I felt redeemed when writing for the barracks newspaper during my military service back home in Spain. I found something that was going to help me, then and for a long time to come. The park grass of the barracks looked greener, the canteen food tasted better, sentry duties were shorter, and even the perennially parched flowers seemed to be trying harder.

Maybe my stories weren’t fair to the ridiculed captain, but anyone who aspired to becoming a career soldier in the Spanish Army had to have something wrong with them in the first place, I thought. The feeling was electrifying. It was then that I knew I wanted to be a journalist.
Emboldened, I determined to tighten the screw even further by using my stories to reveal sensitive information about the more bizarre habits of the higher-ranking military commanders, information leaked to me by a private moonlighting as a bartender in the officers’ club. He would tell me which colonels regularly drank themselves into a blind stupor, which one had an unquenchable taste for prostitutes, and of the general who would place his loaded gun menacingly on the table whenever he was playing cards.
New fictional characters were born, based on the first-hand information I had gluttonously acquired about our most senior-ranking commanders. The subsequent effect was that very soon a weekend edition of the paper was ordered by the captain, who ignored (at least at the beginning) the very real people the characters were based on.
Finally, and almost inevitably, I was caught – and sent to a military prison for six long months and a day. It was a terrible time for me. They wouldn’t allow me to write anything, but I managed to get access to a small library that was being restored by volunteers from the construction brigade. It wasn’t really a library, rather a depository where books that had been censured or confiscated under Franco were stored.
It was there that I discovered two treasures that were to make my life more bearable during my incarceration. In fact, they would change my life forever. I’m referring to Homage to Catalonia by George Orwell and The Grapes of Wrath by John Steinbeck. I read those two books in a week and I remember as if it were yesterday how I felt while reading Steinbeck’s very last sentence, when Rose of Sharon is breastfeeding a starving stranger: “She looked up and across the barn, and her lips came together and smiled mysteriously…”
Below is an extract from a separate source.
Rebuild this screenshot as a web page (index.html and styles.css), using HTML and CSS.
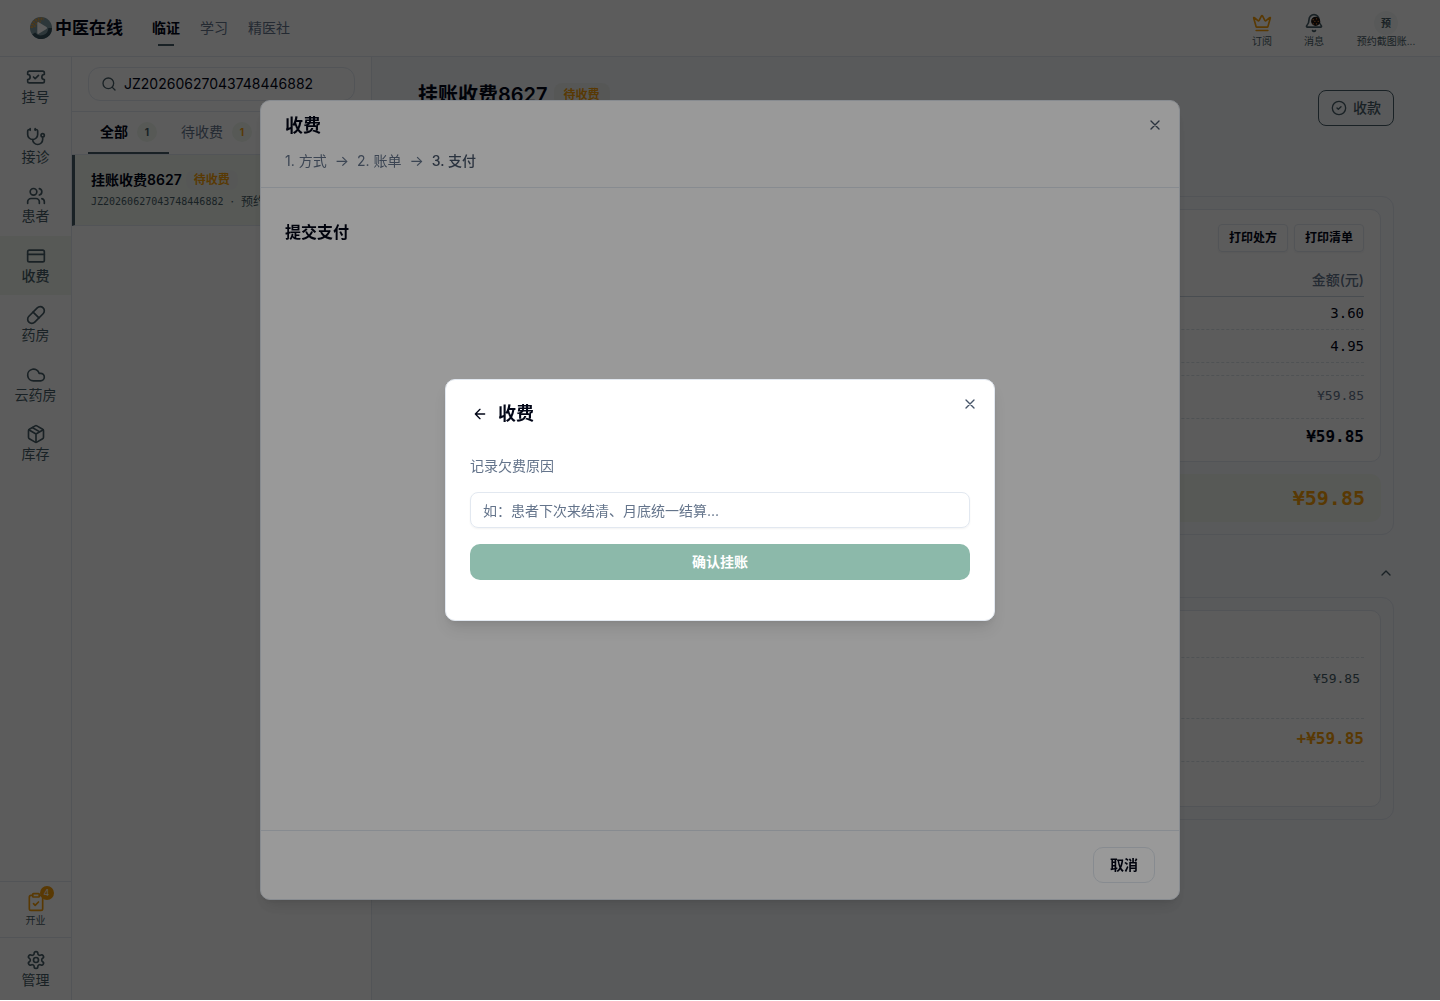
FILE: index.html
```html
<!DOCTYPE html>
<html lang="zh-CN">
<head>
<meta charset="utf-8">
<meta name="viewport" content="width=device-width, initial-scale=1">
<title>收费 - 中医在线</title>
<link rel="stylesheet" href="styles.css">
</head>
<body>
<div class="app">
  <header class="topbar">
    <a class="brand" href="#">
      <svg class="brand-mark" viewBox="0 0 24 24"><circle cx="12" cy="12" r="12" fill="#7d98a0"/><path d="M2 12A10 10 0 0 1 15 2.400" fill="none" stroke="#d9a04a" stroke-width="3" stroke-dasharray="2 1"/><path d="M5 11A7 7 0 0 1 12 5" fill="none" stroke="#d9a04a" stroke-width="2" stroke-dasharray="2 1"/><path d="M4 18A10 10 0 0 0 22 12" fill="none" stroke="#35505c" stroke-width="4"/><path d="M8 6.500Q8 5 9.500 5.700L18 10.800Q19.500 12 18 13.200L9.500 18.300Q8 19 8 17.500Z" fill="#fff"/></svg>
      <span>中医在线</span>
    </a>
    <nav class="topnav">
      <a class="is-active" href="#">临证</a>
      <a href="#">学习</a>
      <a href="#">精医社</a>
    </nav>
    <div class="top-actions">
      <button class="top-action" type="button">
        <svg class="icon accent" viewBox="0 0 24 24"><path d="M11.562 3.266a.5.5 0 0 1 .876 0L15.390 8.870a1 1 0 0 0 1.516.294L21.183 5.500a.5.5 0 0 1 .798.519l-2.834 10.246a1 1 0 0 1-.956.734H5.810a1 1 0 0 1-.957-.734L2.020 6.020a.5.5 0 0 1 .798-.519l4.276 3.664a1 1 0 0 0 1.516-.294z"/><path d="M5 21h14"/></svg>
        <span>订阅</span>
      </button>
      <button class="top-action" type="button">
        <svg class="icon" viewBox="0 0 24 24"><path d="M10.268 21a2 2 0 0 0 3.464 0"/><path d="M3.262 15.326A1 1 0 0 0 4 17h16a1 1 0 0 0 .740-1.673C19.410 13.956 18 12.499 18 8A6 6 0 0 0 6 8c0 4.499-1.411 5.956-2.738 7.326"/><circle cx="14" cy="10" r="4.500" fill="#1c1410" stroke="#1c1410"/><path d="M11 8h.1M15 7h.1M13 10h.1M17 10h.1M11 13h.1M15 13h.1" stroke="#f5893b" stroke-width="1.500"/></svg>
        <span>消息</span>
      </button>
      <button class="top-action account" type="button">
        <span class="avatar">预</span>
        <span>预约截图账...</span>
      </button>
    </div>
  </header>

  <div class="workspace">
    <aside class="rail">
      <nav class="rail-nav">
        <a href="#"><svg class="icon" viewBox="0 0 24 24"><path d="M2 9a3 3 0 1 1 0 6v2a2 2 0 0 0 2 2h16a2 2 0 0 0 2-2v-2a3 3 0 1 1 0-6V7a2 2 0 0 0-2-2H4a2 2 0 0 0-2 2Z"/><path d="m9 12 2 2 4-4"/></svg><span>挂号</span></a>
        <a href="#"><svg class="icon" viewBox="0 0 24 24"><path d="M11 2v2M5 2v2"/><path d="M5 3H4a2 2 0 0 0-2 2v4a6 6 0 0 0 12 0V5a2 2 0 0 0-2-2h-1"/><path d="M8 15a6 6 0 0 0 12 0v-3"/><circle cx="20" cy="10" r="2"/></svg><span>接诊</span></a>
        <a href="#"><svg class="icon" viewBox="0 0 24 24"><path d="M16 21v-2a4 4 0 0 0-4-4H6a4 4 0 0 0-4 4v2"/><circle cx="9" cy="7" r="4"/><path d="M22 21v-2a4 4 0 0 0-3-3.870M16 3.130a4 4 0 0 1 0 7.750"/></svg><span>患者</span></a>
        <a class="is-active" href="#"><svg class="icon" viewBox="0 0 24 24"><rect width="20" height="14" x="2" y="5" rx="2"/><path d="M2 10h20"/></svg><span>收费</span></a>
        <a href="#"><svg class="icon" viewBox="0 0 24 24"><path d="m10.500 20.500 10-10a4.950 4.950 0 1 0-7-7l-10 10a4.950 4.950 0 1 0 7 7Z"/><path d="m8.500 8.500 7 7"/></svg><span>药房</span></a>
        <a href="#"><svg class="icon" viewBox="0 0 24 24"><path d="M17.500 19H9a7 7 0 1 1 6.710-9h1.790a4.500 4.500 0 1 1 0 9Z"/></svg><span>云药房</span></a>
        <a href="#"><svg class="icon" viewBox="0 0 24 24"><path d="M11 21.730a2 2 0 0 0 2 0l7-4A2 2 0 0 0 21 16V8a2 2 0 0 0-1-1.730l-7-4a2 2 0 0 0-2 0l-7 4A2 2 0 0 0 3 8v8a2 2 0 0 0 1 1.730z"/><path d="M12 22V12M3.290 7 12 12l8.710-5M7.500 4.270l9 5.150"/></svg><span>库存</span></a>
      </nav>
      <div class="rail-foot">
        <a class="rail-task" href="#">
          <span class="task-icon"><svg class="icon accent" viewBox="0 0 24 24"><rect width="8" height="4" x="8" y="2" rx="1"/><path d="M16 4h2a2 2 0 0 1 2 2v14a2 2 0 0 1-2 2H6a2 2 0 0 1-2-2V6a2 2 0 0 1 2-2h2"/><path d="m9 14 2 2 4-4"/></svg><b class="task-count">4</b></span>
          <span>开业</span>
        </a>
        <a class="rail-admin" href="#"><svg class="icon" viewBox="0 0 24 24"><path d="M12.220 2h-.440a2 2 0 0 0-2 2v.180a2 2 0 0 1-1 1.730l-.430.250a2 2 0 0 1-2 0l-.150-.080a2 2 0 0 0-2.730.730l-.220.380a2 2 0 0 0 .730 2.730l.150.100a2 2 0 0 1 1 1.720v.510a2 2 0 0 1-1 1.740l-.150.090a2 2 0 0 0-.730 2.730l.220.380a2 2 0 0 0 2.730.730l.150-.080a2 2 0 0 1 2 0l.430.250a2 2 0 0 1 1 1.730V20a2 2 0 0 0 2 2h.440a2 2 0 0 0 2-2v-.180a2 2 0 0 1 1-1.730l.430-.250a2 2 0 0 1 2 0l.150.080a2 2 0 0 0 2.730-.730l.220-.390a2 2 0 0 0-.730-2.730l-.150-.080a2 2 0 0 1-1-1.740v-.500a2 2 0 0 1 1-1.740l.150-.090a2 2 0 0 0 .730-2.730l-.220-.380a2 2 0 0 0-2.730-.730l-.150.080a2 2 0 0 1-2 0l-.430-.250a2 2 0 0 1-1-1.730V4a2 2 0 0 0-2-2z"/><circle cx="12" cy="12" r="3"/></svg><span>管理</span></a>
      </div>
    </aside>

    <section class="list-pane">
      <div class="search-row">
        <label class="search">
          <svg class="icon" viewBox="0 0 24 24"><circle cx="11" cy="11" r="8"/><path d="m21 21-4.300-4.300"/></svg>
          <input type="text" aria-label="搜索" value="JZ20260627043748446882">
        </label>
      </div>
      <div class="tabs">
        <button class="tab is-active" type="button">全部 <span class="count">1</span></button>
        <button class="tab" type="button">待收费 <span class="count pending">1</span></button>
      </div>
      <a class="visit" href="#">
        <span class="visit-head"><strong>挂账收费8627</strong><span class="tag">待收费</span></span>
        <span class="visit-meta"><span class="mono">JZ20260627043748446882</span><span>·</span><span>预约</span></span>
      </a>
    </section>

    <main class="detail">
      <div class="detail-head">
        <h1>挂账收费8627 <span class="tag tag-lg">待收费</span></h1>
        <button class="collect" type="button"><svg class="icon" viewBox="0 0 24 24"><circle cx="12" cy="12" r="10"/><path d="m9 12 2 2 4-4"/></svg>收款</button>
      </div>
      <section class="card">
        <div class="sheet">
          <div class="sheet-tools">
            <button type="button">打印处方</button>
            <button type="button">打印清单</button>
          </div>
          <table class="bill">
            <thead><tr><th>金额(元)</th></tr></thead>
            <tbody>
              <tr><td>3.60</td></tr>
              <tr><td>4.95</td></tr>
              <tr class="spacer"><td></td></tr>
              <tr class="subtotal"><td>¥59.85</td></tr>
              <tr class="total"><td>¥59.85</td></tr>
            </tbody>
          </table>
        </div>
        <div class="due">¥59.85</div>
      </section>
      <div class="section-toggle">
        <button type="button" aria-label="收起"><svg class="icon" viewBox="0 0 24 24"><path d="m18 15-6-6-6 6"/></svg></button>
      </div>
      <section class="card">
        <div class="sheet history">
          <div class="history-title"></div>
          <div class="history-row">¥59.85</div>
          <div class="history-owed">+¥59.85</div>
          <div class="history-end"></div>
        </div>
      </section>
    </main>
  </div>
</div>

<div class="overlay">
  <section class="dialog" role="dialog" aria-labelledby="pay-title">
    <header class="dialog-head">
      <div class="dialog-title-row">
        <h2 id="pay-title">收费</h2>
        <button class="close" type="button" aria-label="关闭"><svg class="icon" viewBox="0 0 24 24"><path d="M18 6 6 18M6 6l12 12"/></svg></button>
      </div>
      <div class="steps"><span>1. 方式</span><span class="arrow">→</span><span>2. 账单</span><span class="arrow">→</span><span class="is-current">3. 支付</span></div>
    </header>
    <div class="dialog-body"><h3>提交支付</h3></div>
    <footer class="dialog-foot"><button class="cancel" type="button">取消</button></footer>
  </section>
</div>

<div class="overlay">
  <form class="popup" role="dialog" aria-labelledby="owe-title">
    <button class="close popup-close" type="button" aria-label="关闭"><svg class="icon" viewBox="0 0 24 24"><path d="M18 6 6 18M6 6l12 12"/></svg></button>
    <div class="popup-head">
      <button class="back" type="button" aria-label="返回"><svg class="icon" viewBox="0 0 24 24"><path d="m12 19-7-7 7-7M19 12H5"/></svg></button>
      <h2 id="owe-title">收费</h2>
    </div>
    <label for="reason">记录欠费原因</label>
    <input id="reason" type="text" placeholder="如：患者下次来结清、月底统一结算...">
    <button class="confirm" type="button" disabled>确认挂账</button>
  </form>
</div>
</body>
</html>
```
FILE: styles.css
```css
:root {
  --ink: #020617;
  --muted: #64748b;
  --rail: #475d66;
  --line: #e2e8f0;
  --accent: #f59e0b;
  --tint: #f0f6ee;
  --page: #f6f8fc;
}

* { box-sizing: border-box; }

body {
  margin: 0;
  font-family: Inter, "Noto Sans CJK SC", sans-serif;
  font-size: 14px;
  line-height: 20px;
  color: var(--ink);
  background: #fff;
}

h1, h2, h3 { margin: 0; }
a { color: inherit; text-decoration: none; }

button, input {
  font: inherit;
  color: inherit;
  background: none;
  border: 0;
  padding: 0;
}

.icon {
  width: 20px;
  height: 20px;
  flex: none;
  display: block;
  fill: none;
  stroke: currentColor;
  stroke-width: 2;
  stroke-linecap: round;
  stroke-linejoin: round;
}

.accent { color: var(--accent); }
.mono, .bill td, .due, .history { font-family: "DejaVu Sans Mono", monospace; }

.app {
  min-height: calc(100vh - 1px);
  display: flex;
  flex-direction: column;
}

/* Top bar */
.topbar {
  height: 57px;
  display: flex;
  align-items: center;
  padding: 0 24px 0 30px;
  border-bottom: 1px solid var(--line);
}

.brand {
  display: flex;
  align-items: center;
  gap: 3px;
  font-size: 17px;
  font-weight: 700;
}

.brand-mark { width: 22px; height: 22px; }

.topnav {
  display: flex;
  gap: 20px;
  margin-left: 29px;
  color: var(--muted);
}

.topnav a { padding: 8px 0; }

.topnav .is-active {
  color: var(--ink);
  font-weight: 700;
  background: linear-gradient(var(--rail), var(--rail)) center bottom / 16px 2px no-repeat;
}

.top-actions {
  display: flex;
  gap: 32px;
  margin-left: auto;
  padding-top: 2px;
}

.top-action {
  display: flex;
  flex-direction: column;
  align-items: center;
  justify-content: flex-end;
  gap: 2px;
  font-size: 10px;
  line-height: 12px;
  white-space: nowrap;
  color: var(--rail);
}

.account { width: 60px; gap: 0; }

.avatar {
  width: 24px;
  height: 24px;
  border-radius: 50%;
  line-height: 24px;
  font-weight: 700;
  background: #f4f7f6;
}

.workspace { flex: 1; display: flex; }

/* Module rail */
.rail {
  width: 72px;
  flex: none;
  display: flex;
  flex-direction: column;
  justify-content: space-between;
  border-right: 1px solid var(--line);
  color: var(--rail);
}

.rail a {
  display: flex;
  flex-direction: column;
  align-items: center;
}

.rail-nav {
  display: grid;
  grid-auto-rows: 1fr;
  height: 417px;
}

.rail-nav a { padding-top: 10px; }
.rail-nav .is-active { background: var(--tint); font-weight: 500; }

.rail-foot a { border-top: 1px solid var(--line); }

.rail-task {
  padding: 10px 0 9px;
  font-size: 10px;
  line-height: 16px;
}

.task-icon { position: relative; }

.task-count {
  position: absolute;
  top: -6px;
  right: -8px;
  width: 14px;
  height: 14px;
  border-radius: 50%;
  background: var(--accent);
  color: #fff;
  font-size: 9px;
  font-weight: 400;
  line-height: 14px;
  text-align: center;
}

.rail-admin { padding: 12px 0 10px; }

/* Visit list */
.list-pane {
  width: 300px;
  flex: none;
  border-right: 1px solid var(--line);
}

.search-row {
  padding: 10px 16px;
  border-bottom: 1px solid var(--line);
}

.search {
  display: flex;
  align-items: center;
  gap: 7px;
  height: 34px;
  padding: 0 12px;
  border: 1px solid var(--line);
  border-radius: 12px;
}

.search .icon { width: 16px; height: 16px; color: var(--rail); }
.search input { flex: 1; min-width: 0; }

.tabs {
  display: flex;
  padding: 0 16px;
  border-bottom: 1px solid var(--line);
}

.tab {
  display: flex;
  align-items: center;
  gap: 9px;
  height: 42px;
  padding: 0 12px;
  border-bottom: 2px solid transparent;
  color: var(--muted);
}

.tab.is-active {
  color: var(--ink);
  font-weight: 700;
  border-color: var(--rail);
}

.count {
  width: 20px;
  height: 20px;
  border-radius: 50%;
  background: var(--tint);
  color: var(--rail);
  font-size: 10px;
  font-weight: 700;
}

.count.pending { color: var(--accent); }

.visit {
  display: flex;
  flex-direction: column;
  gap: 2px;
  padding: 15px 16px 13px;
  border-left: 3px solid var(--rail);
  border-bottom: 1px solid var(--line);
  background: var(--tint);
}

.visit-head { display: flex; align-items: center; gap: 4px; }
.visit-head strong { font-weight: 600; }

.tag {
  padding: 0 8px;
  border-radius: 8px;
  color: var(--accent);
  background: #eef2ef;
  font-size: 12px;
  font-weight: 700;
  line-height: 20px;
}

.visit-meta {
  display: flex;
  gap: 7px;
  font-size: 12px;
  color: var(--rail);
}

.visit-meta .mono { font-size: 10px; }

/* Bill detail */
.detail {
  flex: 1;
  min-width: 0;
  padding: 24px 46px;
  background: var(--page);
}

.detail-head {
  display: flex;
  justify-content: space-between;
  align-items: flex-start;
  padding-bottom: 70px;
}

.detail-head h1 {
  display: flex;
  align-items: center;
  gap: 6px;
  font-size: 20px;
  line-height: 28px;
  font-weight: 600;
}

.tag-lg { padding: 2px 10px; }

.collect {
  display: flex;
  align-items: center;
  gap: 6px;
  height: 36px;
  margin-top: 9px;
  padding: 0 12px;
  border: 1px solid var(--rail);
  border-radius: 8px;
  color: var(--rail);
  font-weight: 500;
}

.collect .icon { width: 16px; height: 16px; }

.card {
  padding: 12px;
  border: 1px solid var(--line);
  border-radius: 12px;
}

.sheet {
  padding: 14px 16px;
  border: 1px solid var(--line);
  border-radius: 10px;
  background: #fff;
}

.sheet-tools {
  display: flex;
  justify-content: flex-end;
  gap: 6px;
}

.sheet-tools button {
  height: 28px;
  padding: 0 10px;
  border: 1px solid var(--line);
  border-radius: 4px;
  font-size: 12px;
  font-weight: 600;
  box-shadow: 0 1px 2px #0000000d;
}

.bill {
  width: 100%;
  margin-top: 12px;
  border-collapse: collapse;
  text-align: right;
}

.bill th {
  height: 32px;
  padding: 0;
  border-bottom: 1px solid #cbd5e1;
  color: var(--muted);
  font-weight: 500;
  text-align: right;
}

.bill td {
  height: 33px;
  padding: 0;
  border-bottom: 1px dashed #dbe2e8;
}

.bill .spacer td { height: 13px; }
.bill .subtotal td { height: 43px; padding-bottom: 2px; font-size: 13px; color: var(--muted); }
.bill .total td { height: 29px; border: 0; font-size: 16px; font-weight: 700; vertical-align: bottom; }

.due {
  margin-top: 12px;
  padding: 14px 16px;
  border-radius: 10px;
  background: var(--tint);
  color: var(--accent);
  font-size: 20px;
  font-weight: 700;
  text-align: right;
}

.section-toggle {
  display: flex;
  justify-content: flex-end;
  padding: 30px 0 16px;
  color: var(--rail);
}

.section-toggle .icon { width: 16px; height: 16px; }

.history { padding: 0 16px; text-align: right; }
.history > :not(:last-child) { border-bottom: 1px dashed #dbe2e8; }
.history-title { height: 47px; }
.history-row { height: 61px; padding: 11px 4px; font-size: 13px; color: var(--rail); }
.history-owed { height: 43px; padding: 10px 0; font-size: 16px; font-weight: 700; color: var(--accent); }
.history-end { height: 44px; }

/* Dialogs */
.overlay {
  position: fixed;
  inset: 0 0 1px;
  display: flex;
  align-items: center;
  justify-content: center;
  background: rgb(0 0 0 / 40%);
}

.dialog, .popup {
  border: 1px solid var(--line);
  border-radius: 10px;
  background: #fff;
  box-shadow: 0 10px 15px -3px #0000001a, 0 4px 6px -4px #0000001a;
}

.dialog {
  width: min(920px, 92vw);
  height: 80%;
  display: flex;
  flex-direction: column;
}

.dialog-head {
  padding: 12px 24px 16px;
  border-bottom: 1px solid var(--line);
}

.dialog-title-row {
  display: flex;
  align-items: flex-start;
  justify-content: space-between;
}

.dialog h2, .popup h2 { font-size: 18px; line-height: 26px; font-weight: 600; }

.close { width: 16px; height: 16px; color: #475569; }
.close .icon, .back .icon { width: 16px; height: 16px; }
.dialog .close { margin: 4px -8px 0 0; }

.steps {
  display: flex;
  gap: 8px;
  padding-top: 12px;
  color: var(--muted);
}

.steps .arrow { font-size: 15px; }
.steps .is-current { color: #475569; font-weight: 500; }
.dialog-body { flex: 1; padding: 32px 24px; }
.dialog-body h3 { font-size: 16px; line-height: 24px; font-weight: 600; }

.dialog-foot {
  display: flex;
  justify-content: flex-end;
  padding: 16px 24px;
  border-top: 1px solid var(--line);
}

.cancel {
  height: 36px;
  padding: 0 16px;
  border: 1px solid var(--line);
  border-radius: 10px;
  font-weight: 600;
}

.popup {
  position: relative;
  width: min(550px, 92vw);
  display: flex;
  flex-direction: column;
  padding: 21px 24px 40px;
}

.popup-close { position: absolute; top: 16px; right: 16px; }

.popup-head {
  display: flex;
  align-items: center;
  gap: 10px;
  padding-left: 2px;
}

.popup label { margin-top: 29px; color: var(--muted); }

.popup input {
  height: 36px;
  margin-top: 16px;
  padding: 0 12px;
  border: 1px solid var(--line);
  border-radius: 8px;
  box-shadow: 0 1px 2px #0000000d;
}

.popup input::placeholder { color: var(--muted); opacity: 1; }

.confirm {
  height: 36px;
  margin-top: 16px;
  border-radius: 10px;
  background: #8cb9aa;
  color: #fff;
  font-weight: 600;
}
```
Then suddenly the clouds parted, the storm passed and I knew what I wanted. All that time, the adventures I wanted to live, the tales I wanted to tell –I could write them now. The feelings in my blood, they would mix with ink and stretch themselves across the fields of white paper. I could be a reporter and travel the world writing for the dispossessed and deprived. I wanted to be just like Steinbeck and Orwell, and somehow I knew that no matter how long it could take, I would be a multicultural reporter. Fifteen years later and here I am, ready and at your service.

Sergio Angulo Bujanda is an MA student in journalism at Dublin City University.